Wild, frigid wind conjured around me and burst forward with a gesture of a hand. It ripped across the ground, encouraging jagged shards of ice to race and burst up from the cobbled streets. The Hunter wasn’t prepared as my ice devoured his feet and lower legs. It was so sudden his bones snapped through his skin as his momentum was ruined.
My attacker folded in on himself, dropping his sword, which skirted to a stop beneath my boot.
“You will only be remembered for being on the wrong side of history,” I said, breath fogging beyond my lips. Then I blew out, forcing as much breath as I could muster to cover the Hunter’s face until his skin hardened and lungs turned to shards of cold stone.
Two down, countless more to go.
Althea was a tempest of fire. Her flames hissed like snakes as they met the skin of those foolish enough to choose her as their victim. In contrast to the cold surrounding my body like a shield, I recognised Althea’s power pressing against me with demanding force.
I winced against her heat, as bright as a dying star. A vortex of boiling flames that danced to her bidding. They took the Hunters and left them as husks of blistered skin and charred bone.
Althea truly was an unstoppable force. The wicked smile that glowed across her face told stories of just how desperate she had been to do this. Like a bird finally released from an iron cage, she was free to unleash her magic and send a message to those who opposed her.
My distraction in the raging inferno meant a Hunter got too close to me. A blast of air sliced the side of my face as she swept a blade down toward me. I side-stepped, gasping at the sudden presence. I slipped across the ice-slick ground and lost my footing. If I hadn’t, the blade would have found itself buried in the soft skin where my neck met my shoulder.

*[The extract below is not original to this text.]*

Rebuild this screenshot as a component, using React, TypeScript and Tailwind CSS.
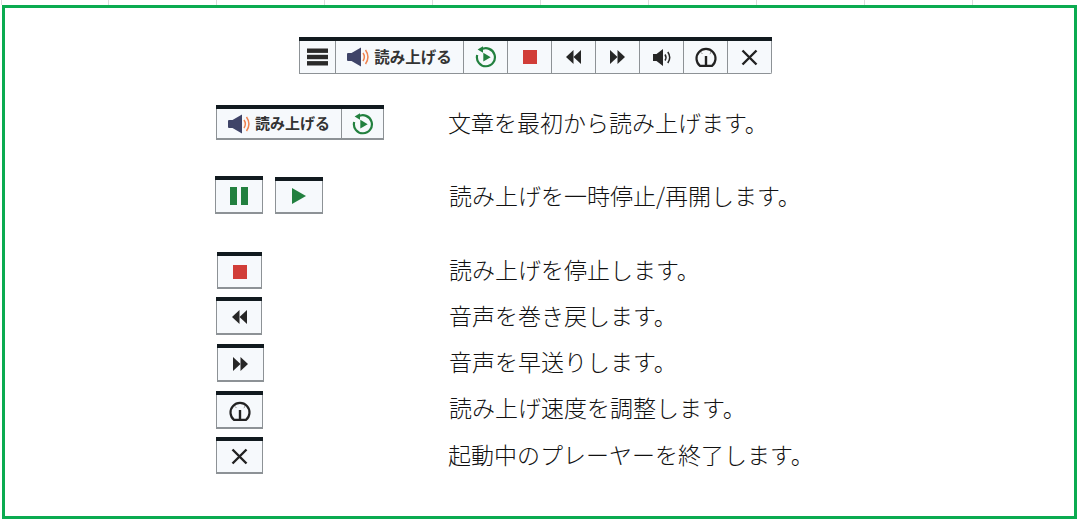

Duncan must’ve heard my sharp intake of breath. Such a small sound beneath the thundering of death and chaos, but he heard it, because he was on me in seconds, parting from the darkness with his long sword swinging with precise aim.

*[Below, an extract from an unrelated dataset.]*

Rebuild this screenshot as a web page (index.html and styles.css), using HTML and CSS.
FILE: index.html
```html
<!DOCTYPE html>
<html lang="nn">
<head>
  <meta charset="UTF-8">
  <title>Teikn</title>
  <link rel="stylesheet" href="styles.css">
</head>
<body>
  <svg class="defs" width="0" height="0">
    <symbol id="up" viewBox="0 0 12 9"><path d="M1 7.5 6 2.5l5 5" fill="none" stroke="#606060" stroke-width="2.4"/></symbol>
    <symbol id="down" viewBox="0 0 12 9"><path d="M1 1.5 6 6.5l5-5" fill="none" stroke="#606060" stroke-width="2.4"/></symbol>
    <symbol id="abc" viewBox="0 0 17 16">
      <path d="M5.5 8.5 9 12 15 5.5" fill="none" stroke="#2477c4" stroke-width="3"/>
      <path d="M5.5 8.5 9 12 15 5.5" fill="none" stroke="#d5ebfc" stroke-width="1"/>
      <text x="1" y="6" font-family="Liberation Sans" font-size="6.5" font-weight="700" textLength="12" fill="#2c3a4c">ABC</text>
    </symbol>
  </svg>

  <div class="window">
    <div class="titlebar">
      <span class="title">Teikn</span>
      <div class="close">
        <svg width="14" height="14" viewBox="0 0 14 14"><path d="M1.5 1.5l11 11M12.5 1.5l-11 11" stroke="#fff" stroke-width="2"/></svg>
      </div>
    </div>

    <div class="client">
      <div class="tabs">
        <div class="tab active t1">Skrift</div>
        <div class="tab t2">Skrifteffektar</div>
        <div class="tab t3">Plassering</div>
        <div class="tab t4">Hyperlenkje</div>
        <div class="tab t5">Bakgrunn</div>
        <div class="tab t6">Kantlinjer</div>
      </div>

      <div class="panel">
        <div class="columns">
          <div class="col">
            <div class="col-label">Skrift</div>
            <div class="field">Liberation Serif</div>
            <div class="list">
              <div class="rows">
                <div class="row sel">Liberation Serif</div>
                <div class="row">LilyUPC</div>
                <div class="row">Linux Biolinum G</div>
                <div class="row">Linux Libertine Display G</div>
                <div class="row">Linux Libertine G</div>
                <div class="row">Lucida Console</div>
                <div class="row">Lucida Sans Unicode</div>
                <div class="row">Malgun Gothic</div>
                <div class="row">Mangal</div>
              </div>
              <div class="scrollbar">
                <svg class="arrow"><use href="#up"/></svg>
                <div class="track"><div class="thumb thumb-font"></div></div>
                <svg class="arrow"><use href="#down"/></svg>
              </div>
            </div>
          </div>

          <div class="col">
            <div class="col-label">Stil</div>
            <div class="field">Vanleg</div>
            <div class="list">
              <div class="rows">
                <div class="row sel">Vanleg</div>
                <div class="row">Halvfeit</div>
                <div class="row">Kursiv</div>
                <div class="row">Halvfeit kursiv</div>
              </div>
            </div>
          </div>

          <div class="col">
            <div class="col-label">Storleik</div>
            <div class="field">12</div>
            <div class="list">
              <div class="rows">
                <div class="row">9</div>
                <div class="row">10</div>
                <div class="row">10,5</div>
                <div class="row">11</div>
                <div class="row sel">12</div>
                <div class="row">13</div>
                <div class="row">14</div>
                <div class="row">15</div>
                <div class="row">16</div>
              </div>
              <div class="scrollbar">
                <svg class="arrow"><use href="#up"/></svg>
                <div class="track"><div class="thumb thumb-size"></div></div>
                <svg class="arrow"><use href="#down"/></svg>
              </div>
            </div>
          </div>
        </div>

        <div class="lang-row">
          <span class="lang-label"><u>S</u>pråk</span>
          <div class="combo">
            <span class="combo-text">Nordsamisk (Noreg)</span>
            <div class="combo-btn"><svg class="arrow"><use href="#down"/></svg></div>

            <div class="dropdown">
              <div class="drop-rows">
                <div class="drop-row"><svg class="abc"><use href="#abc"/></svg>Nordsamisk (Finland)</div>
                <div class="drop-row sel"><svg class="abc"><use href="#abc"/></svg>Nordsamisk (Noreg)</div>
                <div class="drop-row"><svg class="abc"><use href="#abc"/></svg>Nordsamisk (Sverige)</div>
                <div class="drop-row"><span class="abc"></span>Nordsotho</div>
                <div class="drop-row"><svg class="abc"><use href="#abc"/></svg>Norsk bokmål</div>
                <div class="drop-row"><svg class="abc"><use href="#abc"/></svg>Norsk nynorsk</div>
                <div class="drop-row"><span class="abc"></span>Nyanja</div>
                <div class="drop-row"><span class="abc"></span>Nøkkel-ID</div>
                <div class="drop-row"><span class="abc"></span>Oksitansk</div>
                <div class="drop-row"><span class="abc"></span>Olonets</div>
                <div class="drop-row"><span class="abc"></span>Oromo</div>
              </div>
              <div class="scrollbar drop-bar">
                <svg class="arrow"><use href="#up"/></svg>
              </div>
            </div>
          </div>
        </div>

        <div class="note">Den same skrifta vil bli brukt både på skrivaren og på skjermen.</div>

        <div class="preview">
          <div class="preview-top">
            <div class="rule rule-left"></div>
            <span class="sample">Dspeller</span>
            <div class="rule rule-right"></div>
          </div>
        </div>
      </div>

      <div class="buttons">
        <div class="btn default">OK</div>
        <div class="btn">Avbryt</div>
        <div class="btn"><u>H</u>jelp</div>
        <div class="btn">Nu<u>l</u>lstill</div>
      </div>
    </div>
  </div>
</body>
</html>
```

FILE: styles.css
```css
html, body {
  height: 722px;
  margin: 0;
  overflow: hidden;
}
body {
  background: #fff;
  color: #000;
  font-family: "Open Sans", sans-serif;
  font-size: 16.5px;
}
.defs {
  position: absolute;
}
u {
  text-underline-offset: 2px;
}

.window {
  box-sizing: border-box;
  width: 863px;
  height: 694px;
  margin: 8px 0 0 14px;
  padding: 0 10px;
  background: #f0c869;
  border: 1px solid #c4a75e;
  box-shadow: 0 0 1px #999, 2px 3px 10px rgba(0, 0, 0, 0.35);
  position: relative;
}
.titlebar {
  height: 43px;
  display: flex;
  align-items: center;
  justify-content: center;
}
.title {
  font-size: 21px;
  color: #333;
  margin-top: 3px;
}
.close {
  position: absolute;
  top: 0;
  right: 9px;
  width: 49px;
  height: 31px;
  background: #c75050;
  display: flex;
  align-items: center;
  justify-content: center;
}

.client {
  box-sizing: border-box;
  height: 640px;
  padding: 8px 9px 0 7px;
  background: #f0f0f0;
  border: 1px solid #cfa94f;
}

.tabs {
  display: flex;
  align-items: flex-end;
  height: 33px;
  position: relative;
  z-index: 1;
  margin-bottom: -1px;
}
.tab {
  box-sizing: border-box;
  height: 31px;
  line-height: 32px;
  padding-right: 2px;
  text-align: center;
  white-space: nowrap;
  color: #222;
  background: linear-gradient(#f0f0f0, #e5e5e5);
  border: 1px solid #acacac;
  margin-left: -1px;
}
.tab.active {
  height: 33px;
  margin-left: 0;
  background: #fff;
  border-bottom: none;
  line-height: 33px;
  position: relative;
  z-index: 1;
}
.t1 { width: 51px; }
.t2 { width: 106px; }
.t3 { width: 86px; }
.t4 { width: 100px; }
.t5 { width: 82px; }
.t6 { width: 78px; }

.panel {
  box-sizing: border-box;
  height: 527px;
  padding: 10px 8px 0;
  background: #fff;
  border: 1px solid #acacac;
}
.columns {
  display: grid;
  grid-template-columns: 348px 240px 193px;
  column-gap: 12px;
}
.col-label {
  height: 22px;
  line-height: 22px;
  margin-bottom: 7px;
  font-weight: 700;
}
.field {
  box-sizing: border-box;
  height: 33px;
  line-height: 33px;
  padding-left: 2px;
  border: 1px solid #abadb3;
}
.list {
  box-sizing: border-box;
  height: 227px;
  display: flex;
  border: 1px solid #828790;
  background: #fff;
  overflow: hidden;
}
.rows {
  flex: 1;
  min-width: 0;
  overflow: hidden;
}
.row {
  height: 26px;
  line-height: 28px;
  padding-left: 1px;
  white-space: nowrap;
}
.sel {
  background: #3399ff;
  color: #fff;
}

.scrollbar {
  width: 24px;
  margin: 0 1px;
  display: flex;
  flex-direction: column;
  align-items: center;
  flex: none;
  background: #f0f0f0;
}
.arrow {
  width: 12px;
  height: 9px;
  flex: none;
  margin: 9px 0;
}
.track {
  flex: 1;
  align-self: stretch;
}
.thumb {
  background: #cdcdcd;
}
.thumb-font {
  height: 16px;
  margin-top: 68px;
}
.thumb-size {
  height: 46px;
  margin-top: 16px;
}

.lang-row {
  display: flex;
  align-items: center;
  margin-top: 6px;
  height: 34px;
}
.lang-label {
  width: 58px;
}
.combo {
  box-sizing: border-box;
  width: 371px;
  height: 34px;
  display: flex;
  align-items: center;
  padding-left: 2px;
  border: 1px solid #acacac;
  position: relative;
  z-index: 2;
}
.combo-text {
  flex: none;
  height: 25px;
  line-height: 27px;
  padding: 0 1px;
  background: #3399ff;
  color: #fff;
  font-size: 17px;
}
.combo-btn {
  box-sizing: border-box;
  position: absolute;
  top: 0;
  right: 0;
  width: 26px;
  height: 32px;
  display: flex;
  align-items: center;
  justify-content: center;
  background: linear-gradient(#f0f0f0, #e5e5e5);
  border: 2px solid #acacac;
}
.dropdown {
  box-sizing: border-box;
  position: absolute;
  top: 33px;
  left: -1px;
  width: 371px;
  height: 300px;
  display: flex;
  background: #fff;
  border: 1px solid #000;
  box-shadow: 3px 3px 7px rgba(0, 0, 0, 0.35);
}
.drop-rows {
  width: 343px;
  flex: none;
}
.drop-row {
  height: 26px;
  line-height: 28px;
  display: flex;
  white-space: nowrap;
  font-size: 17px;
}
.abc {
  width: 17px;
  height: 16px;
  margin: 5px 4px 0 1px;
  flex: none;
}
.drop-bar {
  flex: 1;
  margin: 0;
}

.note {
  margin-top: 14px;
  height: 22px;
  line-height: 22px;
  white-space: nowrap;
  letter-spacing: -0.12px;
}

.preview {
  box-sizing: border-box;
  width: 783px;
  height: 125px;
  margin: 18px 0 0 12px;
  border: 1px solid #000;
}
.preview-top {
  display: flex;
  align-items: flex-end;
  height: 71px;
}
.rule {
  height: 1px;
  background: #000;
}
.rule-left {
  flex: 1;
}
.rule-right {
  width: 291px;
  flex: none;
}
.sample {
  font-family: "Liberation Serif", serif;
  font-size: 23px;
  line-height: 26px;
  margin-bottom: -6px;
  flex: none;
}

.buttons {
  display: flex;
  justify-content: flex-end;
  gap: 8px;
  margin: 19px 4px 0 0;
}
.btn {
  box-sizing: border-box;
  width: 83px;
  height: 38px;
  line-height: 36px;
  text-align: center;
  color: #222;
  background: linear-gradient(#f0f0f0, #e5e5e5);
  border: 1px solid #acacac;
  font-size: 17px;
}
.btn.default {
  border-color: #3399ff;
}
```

Unlike the Hunter, Duncan didn’t miss his target.
Her head tumbled from her shoulders, dark blood spurting skyward from severed veins. There was so much blood. It spilled and flowed as though Duncan had opened a river and let it flood across her corpse. She stood, animated, before crumpling to the ground where her body joined the others that had fallen to our attack.
“Did she hurt you?” he asked, jade eyes wide with terror. I felt them search every inch of me for a sign that the Hunter had touched me.

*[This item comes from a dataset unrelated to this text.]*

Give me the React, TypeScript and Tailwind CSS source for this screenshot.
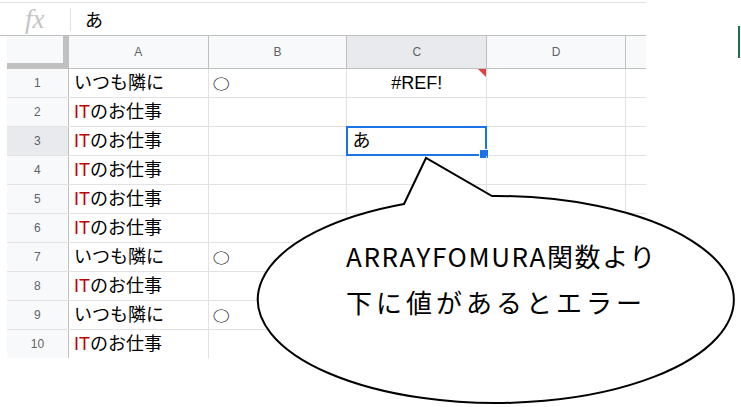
import React from 'react';

type Row = { n: number; a: string; b?: string; c?: string };

const rows: Row[] = [
  { n: 1, a: 'いつも隣に', b: '○', c: '#REF!' },
  { n: 2, a: 'ITのお仕事' },
  { n: 3, a: 'ITのお仕事', c: 'あ' },
  { n: 4, a: 'ITのお仕事' },
  { n: 5, a: 'ITのお仕事' },
  { n: 6, a: 'ITのお仕事' },
  { n: 7, a: 'いつも隣に', b: '○' },
  { n: 8, a: 'ITのお仕事' },
  { n: 9, a: 'いつも隣に', b: '○' },
  { n: 10, a: 'ITのお仕事' },
];

// "IT" is coloured red inside the cell text
const CellText = ({ text }: { text: string }) =>
  text.startsWith('IT') ? (
    <span>
      <span className="text-[#c00000]">IT</span>
      {text.slice(2)}
    </span>
  ) : (
    <span>{text}</span>
  );

const Callout = () => (
  <>
    <svg className="absolute inset-0 pointer-events-none" width="741" height="407" viewBox="0 0 741 407">
      <path
        d="M 404 204 L 426 158 L 492 196 A 238 103.5 0 1 1 404 204 Z"
        fill="white"
        stroke="black"
        strokeWidth="2"
        strokeLinejoin="miter"
      />
    </svg>
    <div className="absolute left-[346px] top-[233px] text-[26px] leading-[46px] text-black font-['Noto_Sans_CJK_JP',sans-serif] whitespace-nowrap">
      <div className="tracking-[1.6px]">ARRAYFOMURA関数より</div>
      <div className="tracking-[4px]">下に値があるとエラー</div>
    </div>
  </>
);

export default function App() {
  return (
    <div className="relative w-[741px] h-[407px] bg-white overflow-hidden font-['Liberation_Sans','Noto_Sans_CJK_JP',sans-serif]">
      <div className="flex">
        <div className="w-[646px]">
          {/* formula bar */}
          <div className="mt-[2px] h-[33px] border-t border-[#e0e0e0] flex items-center">
            <span className="w-[70px] pl-[25px] font-['Liberation_Serif',serif] italic text-[27px] leading-none text-[#c4c4c4]">
              fx
            </span>
            <span className="w-px h-[23px] bg-[#e0e0e0]" />
            <span className="pl-[14px] text-[18px] font-['Noto_Sans_CJK_JP',sans-serif]">あ</span>
          </div>

          {/* column headers */}
          <div className="border-t border-[#c0c0c0]">
            <div className="ml-[7px] h-[33px] flex border-b border-[#c0c0c0] text-[12px] text-[#5f6368]">
              <div className="w-[62px] bg-[#f8f9fa] border-r border-[#c0c0c0]">
                <div className="h-full border-r-[5px] border-b-[5px] border-[#c0c0c0]" />
              </div>
              <div className="w-[140px] bg-[#f8f9fa] border-r border-[#c0c0c0] flex items-center justify-center">A</div>
              <div className="w-[139px] bg-[#f8f9fa] border-r border-[#c0c0c0] flex items-center justify-center">B</div>
              <div className="w-[140px] bg-[#e8eaed] border-r border-[#c0c0c0] flex items-center justify-center">C</div>
              <div className="w-[139px] bg-[#f8f9fa] border-r border-[#c0c0c0] flex items-center justify-center">D</div>
              <div className="w-[20px] bg-[#f8f9fa]" />
            </div>
          </div>

          {/* cells */}
          <div className="ml-[7px]">
            {rows.map((r) => (
              <div
                key={r.n}
                className={`flex ${r.n === 10 ? 'h-[28px]' : 'h-[29px] border-b border-[#e2e2e2]'}`}
              >
                <div
                  className={`w-[62px] border-r border-[#c0c0c0] flex items-center justify-center text-[12px] text-[#5f6368] ${
                    r.n === 3 ? 'bg-[#e8eaed]' : 'bg-[#f8f9fa]'
                  }`}
                >
                  {r.n}
                </div>
                <div className="w-[140px] border-r border-[#e2e2e2] pl-[5px] flex items-center text-[18px] text-black">
                  <CellText text={r.a} />
                </div>
                <div className="w-[139px] border-r border-[#e2e2e2] pl-[4px] flex items-center text-[17px] text-black font-['Noto_Sans_CJK_JP',sans-serif]">
                  {r.b && <span className="inline-block scale-y-[0.8]">{r.b}</span>}
                </div>
                <div
                  className={`relative w-[140px] border-r border-[#e2e2e2] flex items-center text-[18px] text-black ${
                    r.n === 1 ? 'justify-center' : 'pl-[5px]'
                  }`}
                >
                  {r.c}
                  {r.n === 1 && (
                    <span className="absolute top-0 right-0 w-0 h-0 border-t-[8px] border-l-[8px] border-t-[#e0433a] border-l-transparent" />
                  )}
                  {r.n === 3 && (
                    <div className="absolute -left-px -top-px w-[141px] h-[30px] border-2 border-[#1a73e8]">
                      <span className="absolute -right-[4px] -bottom-[5px] w-[10px] h-[10px] bg-[#1a73e8] border border-white" />
                    </div>
                  )}
                </div>
                <div className="w-[139px] border-r border-[#e2e2e2]" />
                <div className="w-[20px]" />
              </div>
            ))}
          </div>
        </div>
        <div className="flex-1 flex justify-end">
          <div className="w-[2px] h-[32px] mt-[26px] mr-[1px] bg-[#1e7145]" />
        </div>
      </div>
      <Callout />
    </div>
  );
}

I shook my head, unable to form words, as Duncan’s frantic worry mutated into a wild fury. My stomach jolted just watching him as his mind sped through the different circumstances in which those last moments could have ended.
“Good,” Duncan exhaled, face pale. Then I noticed the droplets of blood that trailed down his face like rain. There was no knowing if it was his or that of the woman he had felled. “Stay together now. I don’t want you straying too far from me again.”
I raised my chin, ice crackling around my fingers and tracing my wrist like the bracelet that Duncan wore to keep his new power contained. “It was a moment of distraction. Not weakness. Let the bodies behind me be the proof that I do not need someone to fight for me.”
“I fight for you because I care that you live, not because I don’t think you are capable.”
Another Hunter had appeared like a phantom beyond Duncan’s shoulder. He had not noticed, succumbing to the same distraction that had almost cost me my life. Before the blood-covered dagger could plunge into his back, I threw myself into Duncan’s unexpecting arms, shot my hand out over his shoulder and took the Hunter by the chin.
“He,” I hissed through gritted teeth, “is mine.”